Arthur Poole

Personal information
- Full name: Arthur Bertram Poole
- Born: 30 June 1907 Bedford, Bedfordshire, England
- Died: 22 November 1979 (aged 72) Hammersmith, London, England
- Batting: Right-handed

Domestic team information
- 1936: Minor Counties
- 1925–1951: Bedfordshire

Career statistics
| Competition | First-class |
| Matches | 1 |
| Runs scored | 92 |
| Batting average | 92.00 |
| 100s/50s | –/1 |
| Top score | 91* |
| Balls bowled | – |
| Wickets | – |
| Bowling average | – |
| 5 wickets in innings | – |
| 10 wickets in match | – |
| Best bowling | – |
| Catches/stumpings | –/– |
- Source: Cricinfo, 5 May 2012

= Arthur Poole (cricketer, born 1907) =

English cricketer

Arthur Bertram Poole (30 June 1907 - 22 November 1979) was an English cricketer. Poole was a right-handed batsman. He was born at Bedford, Bedfordshire, and was educated at Bedford Modern School.
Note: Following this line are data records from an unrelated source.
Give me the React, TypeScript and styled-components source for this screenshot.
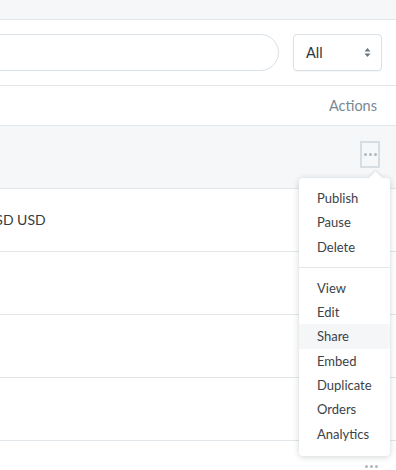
import React from "react";
import styled, { createGlobalStyle } from "styled-components";

const Global = createGlobalStyle`
  html, body { margin: 0; padding: 0; background: #ffffff; }
  body { font-family: Lato, "Open Sans", sans-serif; color: #3b4248; overflow: hidden; }
  * { box-sizing: border-box; }
`;

const Page = styled.div`
  position: relative;
  width: 396px;
  height: 470px;
  overflow: hidden;
`;

const TopBar = styled.div`
  height: 20px;
  background: #f5f7f9;
  border-bottom: 1px solid #e1e6ea;
`;

const Toolbar = styled.div`
  height: 66px;
  display: flex;
  align-items: center;
  gap: 14px;
  padding-right: 14px;
  border-bottom: 1px solid #e1e6ea;
`;

const Search = styled.div`
  flex: 1;
  margin-left: -40px;
  height: 37px;
  border: 1px solid #d9e0e6;
  border-radius: 19px;
  background: #fff;
`;

const Select = styled.div`
  width: 89px;
  height: 37px;
  border: 1px solid #d9e0e6;
  border-radius: 4px;
  display: flex;
  align-items: center;
  justify-content: space-between;
  padding: 0 10px 0 12px;
  font-size: 14.5px;
  color: #2f363c;
  box-shadow: 0 1px 1px rgba(0, 0, 0, 0.04);
`;

const HeaderRow = styled.div`
  height: 40px;
  display: flex;
  align-items: center;
  justify-content: flex-end;
  padding-right: 19px;
  border-bottom: 1px solid #e1e6ea;
  font-size: 14.5px;
  color: #7a8893;
`;

const Row = styled.div<{ $hover?: boolean }>`
  height: 63px;
  display: flex;
  align-items: center;
  justify-content: space-between;
  padding-right: 16px;
  border-bottom: 1px solid #e1e6ea;
  background: ${(p) => (p.$hover ? "#f5f7f9" : "#fff")};
`;

const Cell = styled.div`
  margin-left: -15px;
  font-size: 14px;
  color: #343b41;
  padding-bottom: 2px;
`;

const MoreButton = styled.div<{ $active?: boolean }>`
  width: 20px;
  height: 27px;
  border: 2px solid ${(p) => (p.$active ? "#d6dee4" : "transparent")};
  display: flex;
  align-items: center;
  justify-content: center;
  gap: 2px;
  margin-top: ${(p) => (p.$active ? "-6px" : "0")};
`;

const Dot = styled.span`
  width: 3px;
  height: 3px;
  border-radius: 50%;
  background: #aeb8c0;
`;

const Menu = styled.div`
  position: absolute;
  left: 299px;
  top: 178px;
  width: 91px;
  padding: 8px 0 10px;
  background: #fff;
  border-radius: 4px;
  box-shadow: 0 1px 6px rgba(30, 45, 60, 0.2);
  &::before {
    content: "";
    position: absolute;
    top: -5px;
    left: 72px;
    width: 9px;
    height: 9px;
    background: #fff;
    transform: rotate(45deg);
    box-shadow: -1px -1px 2px rgba(30, 45, 60, 0.1);
  }
`;

const Item = styled.div<{ $active?: boolean }>`
  position: relative;
  height: 24.3px;
  line-height: 24.3px;
  padding-left: 18px;
  font-size: 13px;
  color: #3b4248;
  background: ${(p) => (p.$active ? "#f4f6f8" : "transparent")};
`;

const Divider = styled.div`
  height: 1px;
  background: #e1e6ea;
  margin: 8px 0;
`;

const BottomDots = styled.div`
  position: absolute;
  left: 365px;
  top: 465px;
  display: flex;
  gap: 2px;
`;

const Dots = () => (
  <>
    <Dot />
    <Dot />
    <Dot />
  </>
);

export default function App() {
  return (
    <Page>
      <Global />
      <TopBar />
      <Toolbar>
        <Search />
        <Select>
          <span>All</span>
          <svg width="7" height="11" viewBox="0 0 7 11">
            <path d="M3.5 1 L6.5 4.5 L0.5 4.5 Z" fill="#6b757d" />
            <path d="M3.5 10 L6.5 6.5 L0.5 6.5 Z" fill="#6b757d" />
          </svg>
        </Select>
      </Toolbar>
      <HeaderRow>Actions</HeaderRow>
      <Row $hover>
        <span />
        <MoreButton $active>
          <Dots />
        </MoreButton>
      </Row>
      <Row>
        <Cell>USD USD</Cell>
      </Row>
      <Row />
      <Row />
      <Row />
      <BottomDots>
        <Dots />
      </BottomDots>
      <Menu>
        <Item>Publish</Item>
        <Item>Pause</Item>
        <Item>Delete</Item>
        <Divider />
        <Item>View</Item>
        <Item>Edit</Item>
        <Item $active>Share</Item>
        <Item>Embed</Item>
        <Item>Duplicate</Item>
        <Item>Orders</Item>
        <Item>Analytics</Item>
      </Menu>
    </Page>
  );
}
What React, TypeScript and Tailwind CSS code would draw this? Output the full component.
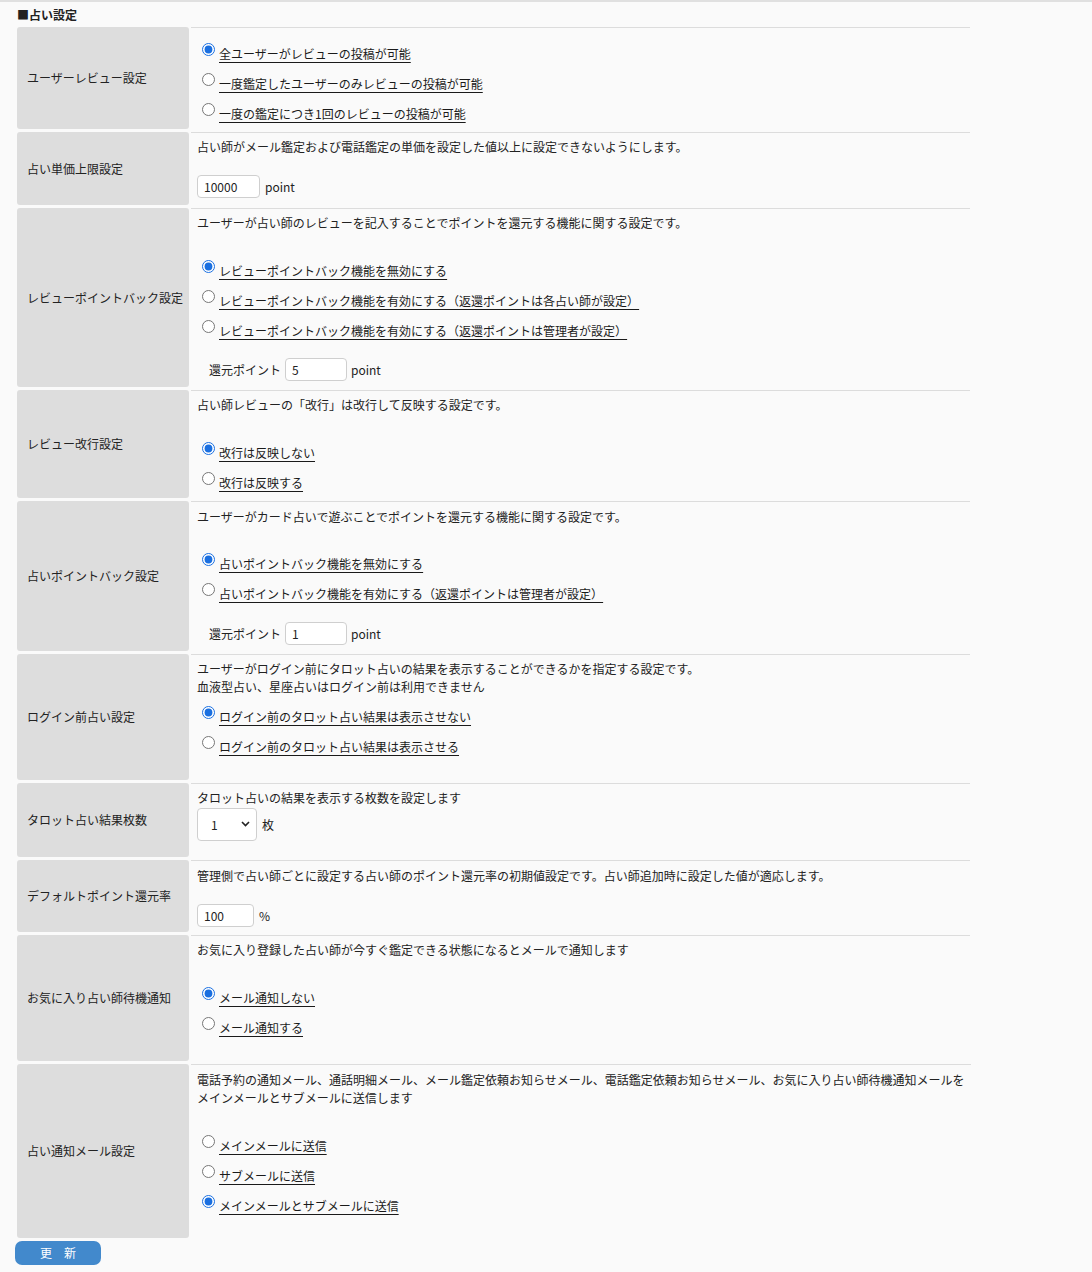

Poole made his debut in county cricket for Bedfordshire in the 1925 Minor Counties Championship against Oxfordshire. Prior to the start of World War II in 1939, Poole had appeared for Bedfordshire in 79 Minor Counties Championship matches. In 1936, Poole was selected to play for a combined Minor Counties team in a first-class match against Oxford University at the University Parks. Batting first, the Minor Counties made 251 all out, with Poole being dismissed for a single run by Bill Murray-Wood. In response, Oxford University made 288 all out in their first-innings. In their second-innings, the Minor Counties made 294 all out, with Poole top-scoring with 91 not out. Oxford University reached 23 without loss in their second-innings, with the match declared a draw. Following World War II, he resumed his Minor counties career with Bedfordshire, making a further 37 appearances from 1946 to 1951, the last of which came against Buckinghamshire. He was the county captain during this period.

He later became the president of Bedfordshire County Cricket Club, a position he held until his death on 22 November 1979, at Hammersmith, London.